● **What the task requires**
Only the number is needed: how many lines contain the word "this"?

##### The records

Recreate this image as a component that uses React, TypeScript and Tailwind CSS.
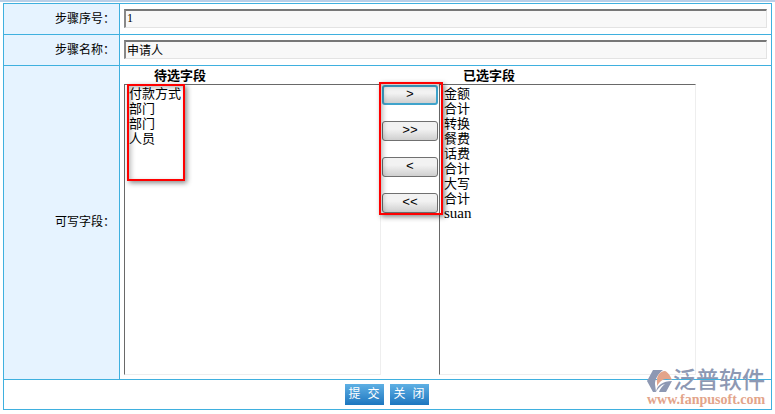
import React from 'react';

const available = ['付款方式', '部门', '部门', '人员'];
const selected = ['金额', '合计', '转换', '餐费', '话费', '合计', '大写', '合计', 'suan'];
const moves = [
  { label: '>', title: '添加' },
  { label: '>>', title: '全部添加' },
  { label: '<', title: '移除' },
  { label: '<<', title: '全部移除' },
];

const labelCell =
  "w-[116px] border border-[#3fb0df] bg-[#e6f3ff] pr-1 pb-[3px] text-right font-['Noto_Sans_CJK_SC',sans-serif] text-xs font-normal";
const inputClass =
  'block h-[19px] w-full border-t-2 border-l-2 border-r border-b border-t-[#777] border-l-[#888] border-r-[#e3e3e3] border-b-[#e3e3e3] bg-[#f8f8f8] px-px text-xs outline-none';
const listClass =
  'block h-[291px] w-full appearance-none overflow-hidden border border-t-[#696969] border-l-[#696969] border-r-[#eee] border-b-[#eee] bg-white py-0 pl-1 outline-none';
const moveClass =
  "h-5 rounded-[3px] bg-linear-to-b from-[#f2f2f2] from-40% to-[#cfcfcf] font-['Liberation_Mono',monospace] leading-4";
const actionClass =
  "h-[21px] w-[39px] bg-linear-to-b from-[#5eb0e4] to-[#1b76bf] font-['Liberation_Mono','Noto_Sans_CJK_SC',monospace] text-xs whitespace-nowrap text-white";
const markClass =
  'pointer-events-none absolute border-2 border-[#f00] shadow-[2px_2px_5px_#0007,inset_2px_2px_5px_#0004]';

const FieldList: React.FC<{ id: string; items: string[] }> = ({ id, items }) => (
  <select id={id} multiple className={listClass}>
    {items.map((item, i) => (
      <option
        key={i}
        value={i}
        className={
          /^[a-z]+$/.test(item)
            ? 'flex h-[17px] min-h-0 items-center p-0 text-[15px]'
            : 'flex h-[15px] min-h-0 items-center p-0'
        }
      >
        {item}
      </option>
    ))}
  </select>
);

const Watermark: React.FC = () => (
  <div className="pointer-events-none absolute right-1 bottom-1 w-[121px]">
    <div className="flex h-6 items-center">
      <svg className="shrink-0" width="26" height="24" viewBox="0 0 26 24" aria-hidden="true">
        <path d="M6 1h10c-5 4-8 9-8 14l1 8H6L0 12z" fill="#8d98b3" />
        <path d="M10 14C9 7 13 2 18 2c3 1 6 6 7 9-6-2-9-1-12 2-1 1-3 3-3 5z" fill="#e3a48a" />
        <path d="M9 23c1-7 7-11 16-11l-6 11h-7c1-3 3-6 6-8-4 1-7 4-9 8z" fill="#8d98b3" />
      </svg>
      <span className="text-[23px] leading-6 font-medium whitespace-nowrap text-[#8d98b3]">泛普软件</span>
    </div>
    <div className="font-['Liberation_Serif',serif] text-sm leading-[13px] font-bold text-[#e3a48a]">
      www.fanpusoft.com
    </div>
  </div>
);

export default function App() {
  return (
    <div
      lang="zh-CN"
      className="bg-white font-['Liberation_Serif','Noto_Sans_CJK_SC',serif] text-[13px] leading-[15px] text-black"
    >
      <div className="h-0.5 bg-[#b9cfe8]"></div>
      <form className="relative mx-[3px] mt-px" onSubmit={e => e.preventDefault()}>
        <table className="w-full table-fixed border-collapse">
          <tbody>
            <tr className="h-[31px]">
              <th scope="row" className={labelCell}>
                <label htmlFor="stepNo">步骤序号：</label>
              </th>
              <td className="border border-[#3fb0df] px-1 pb-0.5">
                <input id="stepNo" type="text" defaultValue="1" className={inputClass} />
              </td>
            </tr>
            <tr className="h-[31px]">
              <th scope="row" className={labelCell}>
                <label htmlFor="stepName">步骤名称：</label>
              </th>
              <td className="border border-[#3fb0df] px-1 pb-0.5">
                <input id="stepName" type="text" defaultValue="申请人" className={inputClass} />
              </td>
            </tr>
            <tr>
              <th scope="row" className={labelCell}>可写字段：</th>
              <td className="border border-[#3fb0df] px-1 pb-1">
                <div className="flex">
                  <div className="w-[257px]">
                    <label htmlFor="available" className="block h-[18px] pt-0.5 pl-[30px] font-bold">
                      待选字段
                    </label>
                    <div className="relative">
                      <FieldList id="available" items={available} />
                      <div className={`${markClass} top-0 left-[3px] h-[97px] w-[58px]`}></div>
                    </div>
                  </div>
                  <div className="relative w-[58px] pt-[19px]">
                    <div className="flex flex-col gap-4 px-px">
                      {moves.map((m, i) => (
                        <button
                          key={m.label}
                          type="button"
                          aria-label={m.title}
                          className={`${moveClass} ${i === 0 ? 'border-2 border-[#3fa3cb]' : 'border border-[#707070]'}`}
                        >
                          {m.label}
                        </button>
                      ))}
                    </div>
                    <div className={`${markClass} top-4 -right-1 -left-0.5 z-10 h-[133px]`}></div>
                  </div>
                  <div className="w-[257px]">
                    <label htmlFor="selected" className="block h-[18px] pt-0.5 pl-6 font-bold">
                      已选字段
                    </label>
                    <FieldList id="selected" items={selected} />
                  </div>
                </div>
              </td>
            </tr>
            <tr className="h-[30px]">
              <td colSpan={2} className="border border-[#3fb0df]">
                <div className="flex justify-center gap-1.5 pr-0.5">
                  <button type="submit" className={actionClass}>提 交</button>
                  <button type="button" className={actionClass}>关 闭</button>
                </div>
              </td>
            </tr>
          </tbody>
        </table>
        <Watermark />
      </form>
    </div>
  );
}
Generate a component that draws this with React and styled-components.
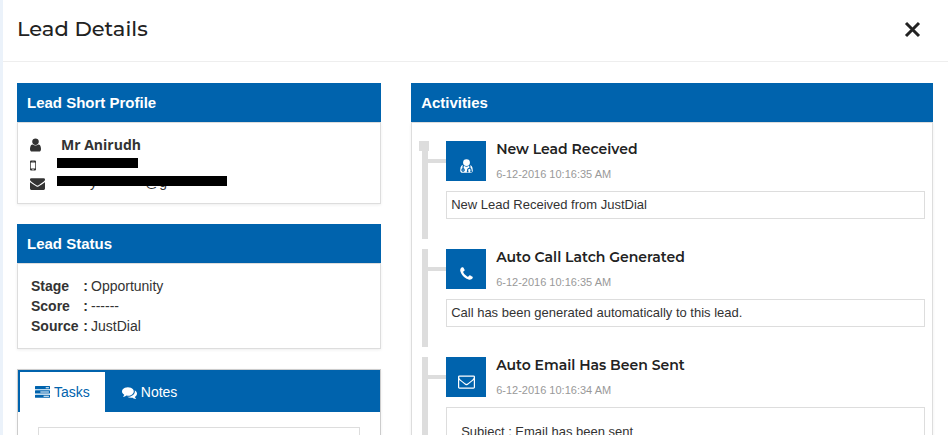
import React from "react";
import styled, { createGlobalStyle } from "styled-components";

const BLUE = "#0063ad";
const LINE = "#dddddd";
const HEADING = 'Montserrat, "Inter", sans-serif';

const GlobalStyle = createGlobalStyle`
  *, *::before, *::after { box-sizing: border-box; }
  body {
    margin: 0;
    background: #ebf2fa;
    color: #333;
    font: 14px/20px "Liberation Sans", Arial, sans-serif;
  }
  h1, h2, h3, p, ul, ol, dl, dd { margin: 0; padding: 0; }
  ul, ol { list-style: none; }
`;

const Dialog = styled.main`
  height: 100vh;
  margin-left: 3px;
  overflow: hidden;
  background: #fff;
`;

const DialogHeader = styled.header`
  display: flex;
  align-items: center;
  justify-content: space-between;
  padding: 14px 27px 17px 14px;
  border-bottom: 1px solid #eee;
`;

const Title = styled.h1`
  color: #222;
  font: 500 21px/30px ${HEADING};
`;

const CloseButton = styled.button`
  display: flex;
  padding: 0;
  border: 0;
  background: none;
  color: #222;
  cursor: pointer;
`;

const Columns = styled.div`
  display: grid;
  grid-template-columns: repeat(12, minmax(0, 1fr));
  align-items: start;
  column-gap: 30px;
  padding: 21px 15px 20px 14px;
`;

const Column = styled.div`
  grid-column: span ${(p) => p.$span};
  display: grid;
  gap: 20px;
`;

const PanelHeader = styled.h2`
  padding: 10px 10px 9px;
  background: ${BLUE};
  color: #fff;
  font-size: 15px;
  line-height: 20px;
`;

const PanelBody = styled.div`
  padding: ${(p) => p.$pad};
  border: 1px solid ${LINE};
  box-shadow: 0 1px 3px rgba(0, 0, 0, 0.07);
`;

const ContactList = styled.ul`
  display: grid;
  grid-template-rows: 22px 18px 18px;
`;

const ContactRow = styled.li`
  display: grid;
  grid-template-columns: 27px 1fr;
  align-items: center;
`;

const Name = styled.strong`
  padding-left: 4px;
  font: 700 14px/20px "Open Sans", sans-serif;
`;

const Masked = styled.span`
  position: relative;
  display: flex;
  gap: 48px;
  width: ${(p) => p.$width};
  height: 10px;
  margin-bottom: 4px;
  padding-left: 33px;
  line-height: 12px;

  &::after {
    content: "";
    position: absolute;
    inset: 0;
    background: #000;
  }
`;

const StatusRow = styled.div`
  display: flex;
  gap: 3px;
`;

const StatusLabel = styled.dt`
  display: flex;
  justify-content: space-between;
  width: 57px;
  font-weight: 700;
`;

const TabPanel = styled.section`
  border: 1px solid #ccc;
  box-shadow: 0 1px 3px rgba(0, 0, 0, 0.07);
`;

const TabBar = styled.div`
  display: flex;
  gap: 2px;
  padding: 2px 2px 0;
  background: ${BLUE};
`;

const Tab = styled.button`
  display: flex;
  align-items: center;
  gap: 4px;
  padding: 10px 15px;
  border: 0;
  background: ${(p) => (p.$active ? "#fff" : "transparent")};
  color: ${(p) => (p.$active ? BLUE : "#fff")};
  font: inherit;
  cursor: pointer;
`;

const TabContent = styled.div`
  padding: 15px 20px;
`;

const TaskBox = styled.div`
  height: 120px;
  border: 1px solid ${LINE};
`;

const Timeline = styled.ol`
  display: grid;
  gap: 10px;
`;

const Entry = styled.li`
  position: relative;
  padding: 0 0 20px 18px;
  border-left: 6px solid ${LINE};

  &::before {
    content: "";
    position: absolute;
    top: 18px;
    left: 0;
    width: 18px;
    height: 4px;
    background: ${LINE};
  }

  &:first-child::after {
    content: "";
    position: absolute;
    top: 0;
    left: -9px;
    width: 10px;
    height: 10px;
    background: ${LINE};
  }
`;

const EntryHead = styled.div`
  display: flex;
  gap: 10px;
  margin-bottom: 10px;
`;

const Badge = styled.span`
  display: flex;
  align-items: center;
  justify-content: center;
  width: 40px;
  height: 40px;
  padding-top: 9px;
  background: ${BLUE};
  color: #fff;
`;

const EntryTitle = styled.h3`
  color: #222;
  font: 600 14px/16px ${HEADING};
`;

const Stamp = styled.time`
  display: block;
  margin-top: 10px;
  color: #999;
  font-size: 11px;
  line-height: 14px;
`;

const Message = styled.p`
  padding: ${(p) => (p.$roomy ? "15px 14px" : "4px")};
  border: 1px solid ${LINE};
  font-size: 13px;
  line-height: 18px;
`;

const GLYPHS = {
  user: [
    1280,
    "M1280 1399q0 109-62.5 187t-150.5 78h-854q-88 0-150.5-78t-62.5-187q0-85 8.5-160.5t31.5-152 58.5-131 94-89 134.5-34.5q131 128 313 128t313-128q76 0 134.5 34.5t94 89 58.5 131 31.5 152 8.5 160.5zm-256-887q0 159-112.5 271.5t-271.5 112.5-271.5-112.5-112.5-271.5 112.5-271.5 271.5-112.5 271.5 112.5 112.5 271.5z",
  ],
  mobile: [
    768,
    "M464 1408a80 80 0 1 0-160 0a80 80 0 1 0 160 0zM672 1248V544q0-32-32-32H128q-32 0-32 32v704q0 32 32 32h512q32 0 32-32zM480 400q0-16-16-16H304q-16 0-16 16t16 16h160q16 0 16-16zM768 384v1024q0 128-128 128H128Q0 1536 0 1408V384Q0 256 128 256h512q128 0 128 128z",
  ],
  envelope: [
    1792,
    "M1792 710v794q0 66-47 113t-113 47h-1472q-66 0-113-47t-47-113v-794q44 49 101 87 362 246 497 345 57 42 92.5 65.5t94.5 48 110 24.5h2q51 0 110-24.5t94.5-48 92.5-65.5q170-123 498-345 57-39 100-87zm0-294q0 79-49 151t-122 123q-376 261-468 325-10 7-42.5 31t-54 38.5-52 32.5-57.5 27-50 9h-2q-23 0-50-9t-57.5-27-52-32.5-54-38.5-42.5-31q-91-64-262-182.5t-205-142.5q-62-42-117-115.5t-55-136.5q0-78 41.5-130t118.5-52h1472q65 0 112.5 47t47.5 113z",
  ],
  envelopeOpen: [
    1792,
    "M1664 1504v-768q-32 36-69 66-268 206-426 338-51 43-83 67t-86.5 48.5-102.5 24.5h-2q-48 0-102.5-24.5t-86.5-48.5-83-67q-158-132-426-338-37-30-69-66v768q0 13 9.5 22.5t22.5 9.5h1472q13 0 22.5-9.5t9.5-22.5zm0-1051v-24.5l-.5-13-3-12.5-5.5-9-9-7.5-14-2.5h-1472q-13 0-22.5 9.5t-9.5 22.5q0 168 147 284 193 152 401 317 6 5 35 29.5t46 37.5 44.5 31.5 50.5 27.5 43 9h2q20 0 43-9t50.5-27.5 44.5-31.5 46-37.5 35-29.5q208-165 401-317 54-43 100.5-115.5t46.5-131.5zm128-37v1088q0 66-47 113t-113 47h-1472q-66 0-113-47t-47-113v-1088q0-66 47-113t113-47h1472q66 0 113 47t47 113z",
  ],
  phone: [
    1408,
    "M1408 1240q0 27-10 70.5t-21 68.5q-21 50-122 106-94 51-186 51-27 0-53-3.5t-57.5-12.5-47-14.5-55.5-20.5-49-18q-98-35-175-83-127-79-264-216t-216-264q-48-77-83-175-3-9-18-49t-20.5-55.5-14.5-47-12.5-57.5-3.5-53q0-92 51-186 56-101 106-122 25-11 68.5-21t70.5-10q14 0 21 3 18 6 53 76 11 19 30 54t35 63.5 31 53.5q3 4 17.5 25t21.5 35.5 7 28.5q0 20-28.5 50t-62 55-62 53-28.5 46q0 9 5 22.5t8.5 20.5 14 24 11.5 19q76 137 174 235t235 174q2 1 19 11.5t24 14 20.5 8.5 22.5 5q18 0 46-28.5t53-62 55-62 50-28.5q14 0 28.5 7t35.5 21.5 25 17.5q25 15 53.5 31t63.5 35 54 30q70 35 76 53 3 7 3 21z",
  ],
  comments: [
    1792,
    "M1408 768q0 139-94 257t-256.5 186.5-353.5 68.5q-86 0-176-16-124 88-278 128-36 9-86 16h-3q-11 0-20.5-8t-11.5-21q-1-3-1-6.5t.5-6.5 2-6l2.5-5 3.5-5.5 4-5 4.5-5 4-4.5q5-6 23-25t26-29.5 22.5-29 25-38.5 20.5-44q-124-72-195-177t-71-224q0-139 94-257t256.5-186.5 353.5-68.5 353.5 68.5 256.5 186.5 94 257zm384 256q0 120-71 224.5t-195 176.5q10 24 20.5 44t25 38.5 22.5 29 26 29.5 23 25q1 1 4 4.5t4.5 5 4 5 3.5 5.5l2.5 5 2 6 .5 6.5-1 6.5q-3 14-13 22t-22 7q-50-7-86-16-154-40-278-128-90 16-176 16-271 0-472-132 58 4 88 4 161 0 309-45t264-129q125-92 192-212t67-254q0-77-23-152 129 71 204 178t75 230z",
  ],
  tasks: [
    1792,
    "M1024 1408h640v-128h-640v128zm-384-512h1024v-128H640v128zm640-512h384V256h-384v128zm512 832v256q0 64-64 64H64q-64 0-64-64v-256q0-64 64-64h1664q64 0 64 64zm0-512v256q0 64-64 64H64q-64 0-64-64V704q0-64 64-64h1664q64 0 64 64zm0-512v256q0 64-64 64H64q-64 0-64-64V192q0-64 64-64h1664q64 0 64 64z",
  ],
  doctor: [
    1408,
    "M1088 512a384 384 0 1 1-768 0a384 384 0 1 1 768 0zM384 1344a64 64 0 1 0-128 0a64 64 0 1 0 128 0zM1408 1405q0 121-73 190t-194 69H267q-121 0-194-69T0 1405q0-400 132-540q70-78 180-82q-56 90-56 241v136q-128 46-128 184q0 80 56 136t136 56t136-56t56-136q0-138-128-184v-136q0-117 46-154q132 101 274 101t274-101q46 50 46 154v64q-106 0-181 75t-75 181v89q-32 29-32 71q0 96 96 96t96-96q0-42-32-71v-89q0-52 38-90t90-38t90 38t38 90v89q-32 29-32 71q0 96 96 96t96-96q0-42-32-71v-89q0-165-128-223v-96q0-151-56-209q110 4 180 82q132 140 132 540z",
  ],
};

function Glyph({ name, size }) {
  const [width, d] = GLYPHS[name];
  return (
    <svg
      width={Math.round((size * width) / 1792)}
      height={size}
      viewBox={`0 0 ${width} 1792`}
      fill="currentColor"
      aria-hidden="true"
    >
      <path d={d} />
    </svg>
  );
}

const STATUS = [
  ["Stage", "Opportunity"],
  ["Score", "------"],
  ["Source", "JustDial"],
];

const ACTIVITIES = [
  { icon: "doctor", title: "New Lead Received", time: "6-12-2016 10:16:35 AM", text: "New Lead Received from JustDial" },
  { icon: "phone", title: "Auto Call Latch Generated", time: "6-12-2016 10:16:35 AM", text: "Call has been generated automatically to this lead." },
  { icon: "envelopeOpen", title: "Auto Email Has Been Sent", time: "6-12-2016 10:16:34 AM", text: "Subject : Email has been sent", roomy: true },
];

export default function App() {
  return (
    <>
      <GlobalStyle />
      <Dialog>
        <DialogHeader>
          <Title>Lead Details</Title>
          <CloseButton type="button" aria-label="Close">
            <svg width="17" height="17" viewBox="0 0 17 17" fill="none" stroke="currentColor" strokeWidth="3">
              <path d="M2 2l13 13M15 2L2 15" />
            </svg>
          </CloseButton>
        </DialogHeader>
        <Columns>
          <Column $span={5}>
            <section>
              <PanelHeader>Lead Short Profile</PanelHeader>
              <PanelBody $pad="11px 12px">
                <ContactList>
                  <ContactRow>
                    <Glyph name="user" size={16} />
                    <Name>Mr Anirudh</Name>
                  </ContactRow>
                  <ContactRow>
                    <Glyph name="mobile" size={15} />
                    <Masked $width="81px" />
                  </ContactRow>
                  <ContactRow>
                    <Glyph name="envelope" size={15} />
                    <Masked $width="170px">
                      <span>y</span>
                      <span>@g</span>
                    </Masked>
                  </ContactRow>
                </ContactList>
              </PanelBody>
            </section>
            <section>
              <PanelHeader>Lead Status</PanelHeader>
              <PanelBody $pad="12px 13px">
                <dl>
                  {STATUS.map(([label, value]) => (
                    <StatusRow key={label}>
                      <StatusLabel>
                        <span>{label}</span>
                        <span>:</span>
                      </StatusLabel>
                      <dd>{value}</dd>
                    </StatusRow>
                  ))}
                </dl>
              </PanelBody>
            </section>
            <TabPanel>
              <TabBar role="tablist">
                <Tab type="button" role="tab" aria-selected="true" $active>
                  <Glyph name="tasks" size={15} />
                  Tasks
                </Tab>
                <Tab type="button" role="tab" aria-selected="false">
                  <Glyph name="comments" size={15} />
                  Notes
                </Tab>
              </TabBar>
              <TabContent role="tabpanel">
                <TaskBox />
              </TabContent>
            </TabPanel>
          </Column>
          <Column $span={7}>
            <section>
              <PanelHeader>Activities</PanelHeader>
              <PanelBody $pad="18px 7px 18px 10px">
                <Timeline>
                  {ACTIVITIES.map((item) => (
                    <Entry key={item.title}>
                      <EntryHead>
                        <Badge>
                          <Glyph name={item.icon} size={item.icon === "envelopeOpen" ? 17 : 16} />
                        </Badge>
                        <div>
                          <EntryTitle>{item.title}</EntryTitle>
                          <Stamp>{item.time}</Stamp>
                        </div>
                      </EntryHead>
                      <Message $roomy={item.roomy}>{item.text}</Message>
                    </Entry>
                  ))}
                </Timeline>
              </PanelBody>
            </section>
          </Column>
        </Columns>
      </Dialog>
    </>
  );
}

##########

● **Exercise solution**
3